Posted on: Wednesday, November 24, 2004

MOVIE REVIEW
'Alexander' far from great

By Jack Garner
Gannett News Service

Good movies show you, they don't tell you.

Although he is a talented actor, Colin Farrell fails to project the necessary madness and intensity a conquering warrior needs as Alexander the Great. The movie meanders through social and political intrigue making the battle scenes a welcome break.

Warner Brothers via Associated Press Photos


ALEXANDER
(R) Two Stars (Fair)

A lavish, long portrait of the ancient warrior king, flawed by a polyglot of accents and too much dependence on a narrator. Colin Farrell stars for director and co-writer Oliver Stone. Warner Bros., 173 minutes.

If a narrator has to ramble on with background and descriptions — and then wraps up the film by telling you why it all matters and how you're supposed to feel, well, then that movie is flawed.

Oliver Stone's epic "Alexander" is flawed. Despite several sequences of awesome visual imagination and excitement, Stone still needs Anthony Hopkins to explain everything about the legendary warrior king of the ancient world.

Hopkins plays Ptolemy, who fought alongside Alexander the Great as a young man. As the film opens, he's an aged fellow in Egypt, dictating a memoir about Alexander. He explains the lad's roots, his motives for conquest, and his other considerable achievements, while pointing at maps and ancient illustrations.

We are then shown flashback scenes from Alexander's life — the young Macedonian prince being taught by Aristotle (Christopher Plummer), his love-hate relationships with his complex and often-warring parents, the roughhew King Philip (Val Kilmer) and the seductive and manipulative Olympias (Angelina Jolie), Alexander's rise to the throne (now played as a young adult by Colin Farrell), a few key battles on his seven-year march through Persia and points further east, his bisexual love affairs, his marriage to the exotic Roxane (Rosario Dawson) and more, spread out over nearly three hours of running time.

However, instead of flowing one into the other, the scenes from Alexander's extraordinary 33 years of life too often come at the filmgoer like turned pages from Ptolemy's book. They're more like tableaus than parts of a cohesive narrative.

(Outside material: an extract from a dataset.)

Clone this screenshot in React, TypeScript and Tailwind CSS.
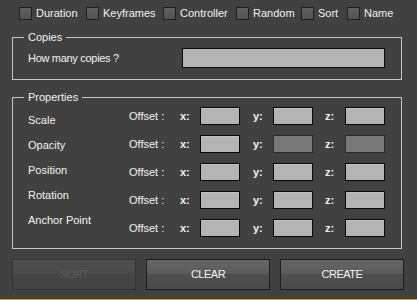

Angelina Jolie plays the title character's mother in "Alexander." She advises her son to seize the throne before his father kills him.
And although most segments are shown in consecutive order, Stone and his co-writers have inexplicably chosen to put the death of Philip out of sequence — saving his assassination (and the corresponding crowning of Alexander) for nearly the end of the film.

Stone and his co-writers seem challenged to explain Alexander's motivations for his seven-year eastward odyssey of bloody warfare; pointing to a variety of factors from an aggressively determined mother who wanted her son to be a god to a gruff father who wanted him to be a man to a philosophical teacher who wanted him to civilize the world. In a way, he achieves all three wishes (though his attempts to civilize are sometimes mighty uncivilized.)

Farrell makes a valiant effort as Alexander, but it's a little hard to get over the dark actor's blond hair. Much more disturbing is the film's lackadaisical approach to accents. Stone called in all sorts of ancient authorities to make sure clothing and customs and warfare are all historically accurate. Then he lets each actor speak with whatever accent he or she chooses. It makes no sense.

Farrell, who can do a fine flat English accent, speaks in his native Irish brogue; Jolie assumes some sort of Germanic accent; an unknown actor emerges from the soldiers to make a key speech in a Scottish tone.

Granted, we don't expect them to speak an ancient tongue (unless they're in a Mel Gibson movie), but the English should all be consistent to suggest a unified culture. (For the sword-and-sandal epics of the 1950s, for example, Hollywood made it an unwritten rule for Romans to speak British English, while other ancient cultures spoke a flatter American English.)

Here, it's a bizarre polyglot of distracting dialects. It sure makes it hard to suspend disbelief.

"Alexander" reportedly cost $150 million to make — and it's all on the screen in spectacular set pieces, particularly the lush and lavish hanging gardens of Babylon. The spectacle of "Alexander" is undeniable. But so are the film's failings.

Rated R, with strong violence, nudity and sex.